### What is being asked
In the listing below, find every line containing "styles" and copy it out.

### Information supplied

(begin)

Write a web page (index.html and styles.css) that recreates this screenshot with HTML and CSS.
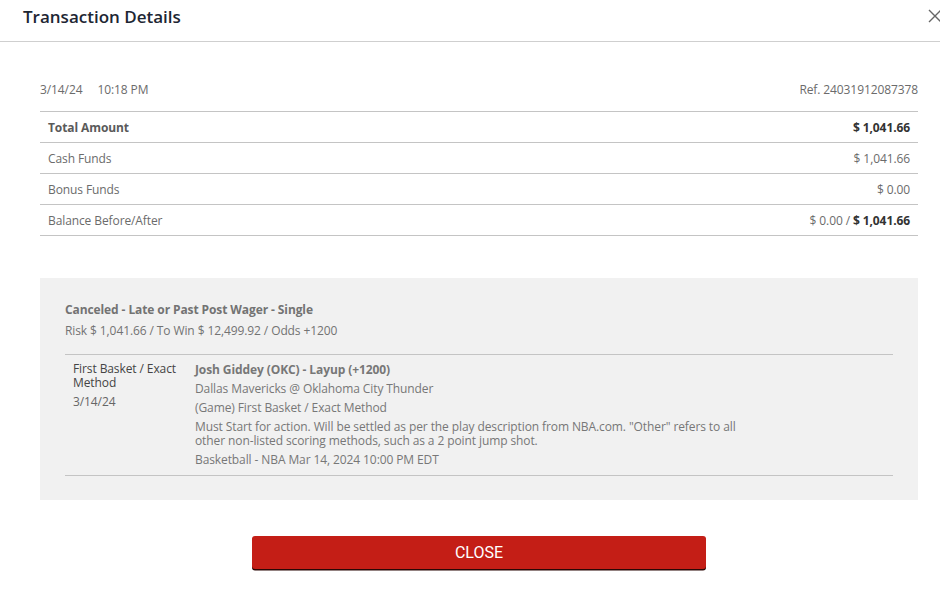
FILE: index.html
```html
<!DOCTYPE html>
<html>
<head>
<meta charset="utf-8">
<link rel="stylesheet" href="styles.css">
</head>
<body>
<div class="modal">
  <div class="modal-header">
    <h1 class="title">Transaction Details</h1>
    <button class="close-x" aria-label="Close">
      <svg width="14" height="14" viewBox="0 0 14 14"><path d="M1 1L13 13M13 1L1 13" stroke="#666" stroke-width="1.4" fill="none"/></svg>
    </button>
  </div>
  <div class="modal-body">
    <div class="meta">
      <div class="meta-date"><span>3/14/24</span><span class="time">10:18 PM</span></div>
      <div class="meta-ref">Ref. 24031912087378</div>
    </div>
    <div class="summary">
      <div class="row strong"><span>Total Amount</span><span>$ 1,041.66</span></div>
      <div class="row"><span>Cash Funds</span><span>$ 1,041.66</span></div>
      <div class="row"><span>Bonus Funds</span><span>$ 0.00</span></div>
      <div class="row"><span>Balance Before/After</span><span>$ 0.00 / <b>$ 1,041.66</b></span></div>
    </div>
    <div class="wager">
      <div class="wager-title">Canceled - Late or Past Post Wager - Single</div>
      <div class="wager-sub">Risk $ 1,041.66 / To Win $ 12,499.92 / Odds +1200</div>
      <div class="leg">
        <div class="leg-left">
          <div class="leg-type">First Basket / Exact Method</div>
          <div class="leg-date">3/14/24</div>
        </div>
        <div class="leg-right">
          <div class="leg-pick">Josh Giddey (OKC) - Layup (+1200)</div>
          <div class="leg-line">Dallas Mavericks @ Oklahoma City Thunder</div>
          <div class="leg-line">(Game) First Basket / Exact Method</div>
          <div class="leg-line leg-desc">Must Start for action. Will be settled as per the play description from NBA.com. "Other" refers to all other non-listed scoring methods, such as a 2 point jump shot.</div>
          <div class="leg-line">Basketball - NBA Mar 14, 2024 10:00 PM EDT</div>
        </div>
      </div>
    </div>
    <div class="actions">
      <button class="btn-close">CLOSE</button>
    </div>
  </div>
</div>
</body>
</html>
```
FILE: styles.css
```css
* { box-sizing: border-box; }
html, body { margin: 0; padding: 0; background: #fff; }
body { font-family: "Open Sans", "Noto Sans", sans-serif; color: #666; width: 940px; height: 594px; overflow: hidden; letter-spacing: -0.1px; }
.modal { width: 940px; }
.modal-header {
  height: 42px;
  border-bottom: 1px solid #cfcfcf;
  display: flex;
  align-items: flex-start;
  justify-content: space-between;
  padding: 6px 0 0 23px;
}
.title { margin: 0; font-size: 17px; font-weight: 600; color: #1d2633; line-height: 22px; letter-spacing: 0; }
.close-x { border: 0; background: none; padding: 0; margin: 3px -4px 0 0; width: 16px; height: 16px; display: flex; }
.modal-body { padding: 38px 22px 0 40px; }
.meta { display: flex; justify-content: space-between; font-size: 12px; line-height: 20px; color: #6b6b6b; height: 31px; }
.meta .time { margin-left: 15px; }
.summary { border-top: 1px solid #c4c4c4; }
.row {
  display: flex; justify-content: space-between;
  height: 31px; align-items: center;
  padding: 0 8px;
  border-bottom: 1px solid #c4c4c4;
  font-size: 12px; color: #6b6b6b;
}
.row.strong { font-weight: 700; color: #5a5a5a; }
.row b { color: #333; font-weight: 700; }
.row.strong span:last-child { color: #333; }
.wager {
  margin-top: 42px;
  background: #f1f1f1;
  padding: 23px 25px 0 25px;
  height: 222px;
}
.wager-title { font-size: 12px; font-weight: 700; color: #737373; line-height: 18px; }
.wager-sub { font-size: 12px; color: #737373; line-height: 18px; margin-top: 3px; }
.leg {
  margin-top: 14px;
  border-top: 1px solid #c4c4c4;
  border-bottom: 1px solid #c4c4c4;
  display: flex;
  padding: 5px 0 6px 8px;
  font-size: 12px;
}
.leg-left { width: 122px; color: #444; line-height: 14px; margin-top: 2px; }
.leg-date { color: #666; margin-top: 5px; }
.leg-right { flex: 1; color: #777; }
.leg-pick { font-weight: 700; color: #777; line-height: 19px; }
.leg-line { line-height: 19px; }
.leg-desc { max-width: 560px; line-height: 14px; margin: 3px 0 2px; }
.actions { display: flex; justify-content: center; padding-top: 36px; }
.btn-close {
  width: 454px; height: 33px;
  background: #c41e16; color: #fff;
  border: 0; border-radius: 3px;
  box-shadow: 0 1.5px 0 #2a0705;
  font-family: Roboto, sans-serif; font-size: 16px; letter-spacing: 0;
}
```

(end)

### Finished answer
Write a web page (index.html and styles.css) that recreates this screenshot with HTML and CSS.
<link rel="stylesheet" href="styles.css">
FILE: styles.css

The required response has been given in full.